DIRECTION
Retype the records below exactly as they appear, but leave out any pictures.
[begin DATASET]
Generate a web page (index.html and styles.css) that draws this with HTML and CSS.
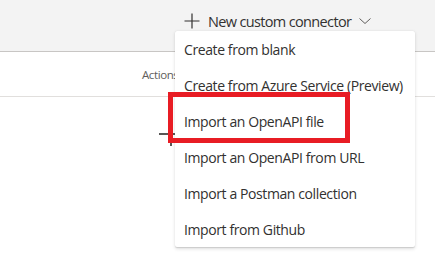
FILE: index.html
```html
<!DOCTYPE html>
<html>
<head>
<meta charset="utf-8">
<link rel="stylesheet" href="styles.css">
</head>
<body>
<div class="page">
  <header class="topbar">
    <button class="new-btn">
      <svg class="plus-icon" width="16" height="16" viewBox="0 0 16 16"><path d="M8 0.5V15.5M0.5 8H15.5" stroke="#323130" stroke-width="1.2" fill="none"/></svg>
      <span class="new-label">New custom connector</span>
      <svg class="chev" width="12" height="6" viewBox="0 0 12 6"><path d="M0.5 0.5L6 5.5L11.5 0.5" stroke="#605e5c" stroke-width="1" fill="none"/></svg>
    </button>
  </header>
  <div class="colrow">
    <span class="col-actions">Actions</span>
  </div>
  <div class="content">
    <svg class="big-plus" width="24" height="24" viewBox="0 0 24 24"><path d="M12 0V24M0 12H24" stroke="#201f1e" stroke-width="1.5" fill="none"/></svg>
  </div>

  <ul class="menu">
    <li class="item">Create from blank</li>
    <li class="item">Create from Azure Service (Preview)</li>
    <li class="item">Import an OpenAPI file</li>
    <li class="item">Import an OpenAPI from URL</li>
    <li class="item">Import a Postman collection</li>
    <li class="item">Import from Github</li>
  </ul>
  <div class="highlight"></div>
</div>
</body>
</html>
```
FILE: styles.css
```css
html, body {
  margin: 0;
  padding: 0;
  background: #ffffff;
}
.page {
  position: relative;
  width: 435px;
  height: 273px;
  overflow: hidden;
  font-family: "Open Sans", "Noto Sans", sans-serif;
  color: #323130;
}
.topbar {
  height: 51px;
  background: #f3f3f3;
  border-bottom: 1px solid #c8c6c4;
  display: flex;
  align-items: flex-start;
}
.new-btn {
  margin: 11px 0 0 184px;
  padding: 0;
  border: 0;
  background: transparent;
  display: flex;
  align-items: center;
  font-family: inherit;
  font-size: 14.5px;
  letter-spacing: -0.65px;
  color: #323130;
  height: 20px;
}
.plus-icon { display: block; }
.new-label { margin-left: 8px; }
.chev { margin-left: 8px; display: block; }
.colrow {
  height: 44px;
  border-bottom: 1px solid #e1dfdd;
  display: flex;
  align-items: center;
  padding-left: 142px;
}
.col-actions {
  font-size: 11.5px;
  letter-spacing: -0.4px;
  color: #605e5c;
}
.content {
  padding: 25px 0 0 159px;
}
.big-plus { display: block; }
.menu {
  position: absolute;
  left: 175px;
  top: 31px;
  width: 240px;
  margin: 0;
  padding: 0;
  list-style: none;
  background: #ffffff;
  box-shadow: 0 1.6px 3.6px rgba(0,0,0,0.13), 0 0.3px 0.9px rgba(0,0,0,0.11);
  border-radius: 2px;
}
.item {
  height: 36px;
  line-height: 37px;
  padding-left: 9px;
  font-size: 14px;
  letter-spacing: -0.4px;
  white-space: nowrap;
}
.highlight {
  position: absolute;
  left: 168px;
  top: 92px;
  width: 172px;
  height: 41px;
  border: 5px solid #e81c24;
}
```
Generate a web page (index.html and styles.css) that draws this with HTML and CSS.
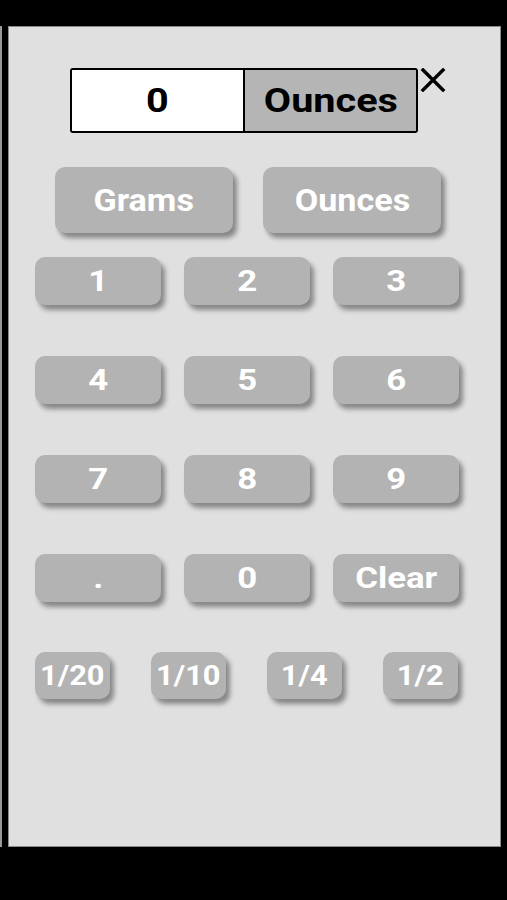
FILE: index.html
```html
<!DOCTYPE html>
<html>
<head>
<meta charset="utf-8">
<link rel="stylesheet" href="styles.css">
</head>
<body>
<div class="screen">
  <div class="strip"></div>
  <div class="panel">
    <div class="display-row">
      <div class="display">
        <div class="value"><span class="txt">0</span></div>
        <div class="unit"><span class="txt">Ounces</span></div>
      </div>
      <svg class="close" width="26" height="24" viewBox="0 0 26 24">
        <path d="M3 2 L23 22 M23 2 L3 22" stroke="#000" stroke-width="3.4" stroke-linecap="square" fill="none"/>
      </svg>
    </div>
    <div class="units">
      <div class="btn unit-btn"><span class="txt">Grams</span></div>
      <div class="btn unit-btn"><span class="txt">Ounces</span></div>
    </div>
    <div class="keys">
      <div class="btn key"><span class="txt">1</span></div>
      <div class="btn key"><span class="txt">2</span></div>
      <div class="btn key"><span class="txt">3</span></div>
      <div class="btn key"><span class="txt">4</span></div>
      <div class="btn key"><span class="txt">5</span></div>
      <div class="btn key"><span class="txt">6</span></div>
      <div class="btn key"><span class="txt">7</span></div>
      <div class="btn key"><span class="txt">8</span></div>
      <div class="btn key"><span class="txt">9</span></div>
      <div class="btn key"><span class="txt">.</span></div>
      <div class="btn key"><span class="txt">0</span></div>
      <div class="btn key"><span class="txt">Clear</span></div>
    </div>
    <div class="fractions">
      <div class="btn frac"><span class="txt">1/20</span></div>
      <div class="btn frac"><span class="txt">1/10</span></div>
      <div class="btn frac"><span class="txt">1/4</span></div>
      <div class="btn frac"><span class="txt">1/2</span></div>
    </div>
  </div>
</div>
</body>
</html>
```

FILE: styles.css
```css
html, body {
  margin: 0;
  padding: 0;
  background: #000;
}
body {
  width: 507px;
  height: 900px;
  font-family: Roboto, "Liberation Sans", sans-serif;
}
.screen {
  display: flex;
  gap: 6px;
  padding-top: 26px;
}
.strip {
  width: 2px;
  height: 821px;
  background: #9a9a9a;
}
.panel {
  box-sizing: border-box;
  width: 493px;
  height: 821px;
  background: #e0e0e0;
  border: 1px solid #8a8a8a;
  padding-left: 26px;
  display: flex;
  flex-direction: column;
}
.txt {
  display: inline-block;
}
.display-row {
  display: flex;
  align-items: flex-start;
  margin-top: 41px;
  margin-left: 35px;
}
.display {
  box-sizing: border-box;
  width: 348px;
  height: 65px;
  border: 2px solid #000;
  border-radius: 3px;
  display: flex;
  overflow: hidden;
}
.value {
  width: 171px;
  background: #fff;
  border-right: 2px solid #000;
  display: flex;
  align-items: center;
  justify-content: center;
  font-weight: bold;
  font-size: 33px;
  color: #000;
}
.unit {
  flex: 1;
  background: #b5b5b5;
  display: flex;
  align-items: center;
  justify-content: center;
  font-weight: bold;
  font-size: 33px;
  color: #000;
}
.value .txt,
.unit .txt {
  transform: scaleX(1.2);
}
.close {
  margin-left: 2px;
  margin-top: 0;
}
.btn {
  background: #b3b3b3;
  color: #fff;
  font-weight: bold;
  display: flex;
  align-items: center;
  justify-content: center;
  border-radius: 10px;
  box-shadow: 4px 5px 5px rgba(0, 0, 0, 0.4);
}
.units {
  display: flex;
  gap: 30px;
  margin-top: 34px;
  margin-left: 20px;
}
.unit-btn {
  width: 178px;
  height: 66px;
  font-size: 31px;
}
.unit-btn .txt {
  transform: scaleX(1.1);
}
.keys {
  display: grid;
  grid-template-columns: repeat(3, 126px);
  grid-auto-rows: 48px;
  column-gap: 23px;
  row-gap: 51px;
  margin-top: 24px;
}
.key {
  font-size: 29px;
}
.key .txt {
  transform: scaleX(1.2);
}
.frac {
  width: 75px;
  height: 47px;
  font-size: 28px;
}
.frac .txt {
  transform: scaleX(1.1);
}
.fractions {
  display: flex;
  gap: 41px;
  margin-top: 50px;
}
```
[end DATASET]
RESPONSE
Generate a web page (index.html and styles.css) that draws this with HTML and CSS.
FILE: index.html
```html
<!DOCTYPE html>
<html>
<head>
<meta charset="utf-8">
<link rel="stylesheet" href="styles.css">
</head>
<body>
<div class="page">
  <header class="topbar">
    <button class="new-btn">
      <svg class="plus-icon" width="16" height="16" viewBox="0 0 16 16"><path d="M8 0.5V15.5M0.5 8H15.5" stroke="#323130" stroke-width="1.2" fill="none"/></svg>
      <span class="new-label">New custom connector</span>
      <svg class="chev" width="12" height="6" viewBox="0 0 12 6"><path d="M0.5 0.5L6 5.5L11.5 0.5" stroke="#605e5c" stroke-width="1" fill="none"/></svg>
    </button>
  </header>
  <div class="colrow">
    <span class="col-actions">Actions</span>
  </div>
  <div class="content">
    <svg class="big-plus" width="24" height="24" viewBox="0 0 24 24"><path d="M12 0V24M0 12H24" stroke="#201f1e" stroke-width="1.5" fill="none"/></svg>
  </div>

  <ul class="menu">
    <li class="item">Create from blank</li>
    <li class="item">Create from Azure Service (Preview)</li>
    <li class="item">Import an OpenAPI file</li>
    <li class="item">Import an OpenAPI from URL</li>
    <li class="item">Import a Postman collection</li>
    <li class="item">Import from Github</li>
  </ul>
  <div class="highlight"></div>
</div>
</body>
</html>
```
FILE: styles.css
```css
html, body {
  margin: 0;
  padding: 0;
  background: #ffffff;
}
.page {
  position: relative;
  width: 435px;
  height: 273px;
  overflow: hidden;
  font-family: "Open Sans", "Noto Sans", sans-serif;
  color: #323130;
}
.topbar {
  height: 51px;
  background: #f3f3f3;
  border-bottom: 1px solid #c8c6c4;
  display: flex;
  align-items: flex-start;
}
.new-btn {
  margin: 11px 0 0 184px;
  padding: 0;
  border: 0;
  background: transparent;
  display: flex;
  align-items: center;
  font-family: inherit;
  font-size: 14.5px;
  letter-spacing: -0.65px;
  color: #323130;
  height: 20px;
}
.plus-icon { display: block; }
.new-label { margin-left: 8px; }
.chev { margin-left: 8px; display: block; }
.colrow {
  height: 44px;
  border-bottom: 1px solid #e1dfdd;
  display: flex;
  align-items: center;
  padding-left: 142px;
}
.col-actions {
  font-size: 11.5px;
  letter-spacing: -0.4px;
  color: #605e5c;
}
.content {
  padding: 25px 0 0 159px;
}
.big-plus { display: block; }
.menu {
  position: absolute;
  left: 175px;
  top: 31px;
  width: 240px;
  margin: 0;
  padding: 0;
  list-style: none;
  background: #ffffff;
  box-shadow: 0 1.6px 3.6px rgba(0,0,0,0.13), 0 0.3px 0.9px rgba(0,0,0,0.11);
  border-radius: 2px;
}
.item {
  height: 36px;
  line-height: 37px;
  padding-left: 9px;
  font-size: 14px;
  letter-spacing: -0.4px;
  white-space: nowrap;
}
.highlight {
  position: absolute;
  left: 168px;
  top: 92px;
  width: 172px;
  height: 41px;
  border: 5px solid #e81c24;
}
```
Generate a web page (index.html and styles.css) that draws this with HTML and CSS.
FILE: index.html
```html
<!DOCTYPE html>
<html>
<head>
<meta charset="utf-8">
<link rel="stylesheet" href="styles.css">
</head>
<body>
<div class="screen">
  <div class="strip"></div>
  <div class="panel">
    <div class="display-row">
      <div class="display">
        <div class="value"><span class="txt">0</span></div>
        <div class="unit"><span class="txt">Ounces</span></div>
      </div>
      <svg class="close" width="26" height="24" viewBox="0 0 26 24">
        <path d="M3 2 L23 22 M23 2 L3 22" stroke="#000" stroke-width="3.4" stroke-linecap="square" fill="none"/>
      </svg>
    </div>
    <div class="units">
      <div class="btn unit-btn"><span class="txt">Grams</span></div>
      <div class="btn unit-btn"><span class="txt">Ounces</span></div>
    </div>
    <div class="keys">
      <div class="btn key"><span class="txt">1</span></div>
      <div class="btn key"><span class="txt">2</span></div>
      <div class="btn key"><span class="txt">3</span></div>
      <div class="btn key"><span class="txt">4</span></div>
      <div class="btn key"><span class="txt">5</span></div>
      <div class="btn key"><span class="txt">6</span></div>
      <div class="btn key"><span class="txt">7</span></div>
      <div class="btn key"><span class="txt">8</span></div>
      <div class="btn key"><span class="txt">9</span></div>
      <div class="btn key"><span class="txt">.</span></div>
      <div class="btn key"><span class="txt">0</span></div>
      <div class="btn key"><span class="txt">Clear</span></div>
    </div>
    <div class="fractions">
      <div class="btn frac"><span class="txt">1/20</span></div>
      <div class="btn frac"><span class="txt">1/10</span></div>
      <div class="btn frac"><span class="txt">1/4</span></div>
      <div class="btn frac"><span class="txt">1/2</span></div>
    </div>
  </div>
</div>
</body>
</html>
```

FILE: styles.css
```css
html, body {
  margin: 0;
  padding: 0;
  background: #000;
}
body {
  width: 507px;
  height: 900px;
  font-family: Roboto, "Liberation Sans", sans-serif;
}
.screen {
  display: flex;
  gap: 6px;
  padding-top: 26px;
}
.strip {
  width: 2px;
  height: 821px;
  background: #9a9a9a;
}
.panel {
  box-sizing: border-box;
  width: 493px;
  height: 821px;
  background: #e0e0e0;
  border: 1px solid #8a8a8a;
  padding-left: 26px;
  display: flex;
  flex-direction: column;
}
.txt {
  display: inline-block;
}
.display-row {
  display: flex;
  align-items: flex-start;
  margin-top: 41px;
  margin-left: 35px;
}
.display {
  box-sizing: border-box;
  width: 348px;
  height: 65px;
  border: 2px solid #000;
  border-radius: 3px;
  display: flex;
  overflow: hidden;
}
.value {
  width: 171px;
  background: #fff;
  border-right: 2px solid #000;
  display: flex;
  align-items: center;
  justify-content: center;
  font-weight: bold;
  font-size: 33px;
  color: #000;
}
.unit {
  flex: 1;
  background: #b5b5b5;
  display: flex;
  align-items: center;
  justify-content: center;
  font-weight: bold;
  font-size: 33px;
  color: #000;
}
.value .txt,
.unit .txt {
  transform: scaleX(1.2);
}
.close {
  margin-left: 2px;
  margin-top: 0;
}
.btn {
  background: #b3b3b3;
  color: #fff;
  font-weight: bold;
  display: flex;
  align-items: center;
  justify-content: center;
  border-radius: 10px;
  box-shadow: 4px 5px 5px rgba(0, 0, 0, 0.4);
}
.units {
  display: flex;
  gap: 30px;
  margin-top: 34px;
  margin-left: 20px;
}
.unit-btn {
  width: 178px;
  height: 66px;
  font-size: 31px;
}
.unit-btn .txt {
  transform: scaleX(1.1);
}
.keys {
  display: grid;
  grid-template-columns: repeat(3, 126px);
  grid-auto-rows: 48px;
  column-gap: 23px;
  row-gap: 51px;
  margin-top: 24px;
}
.key {
  font-size: 29px;
}
.key .txt {
  transform: scaleX(1.2);
}
.frac {
  width: 75px;
  height: 47px;
  font-size: 28px;
}
.frac .txt {
  transform: scaleX(1.1);
}
.fractions {
  display: flex;
  gap: 41px;
  margin-top: 50px;
}
```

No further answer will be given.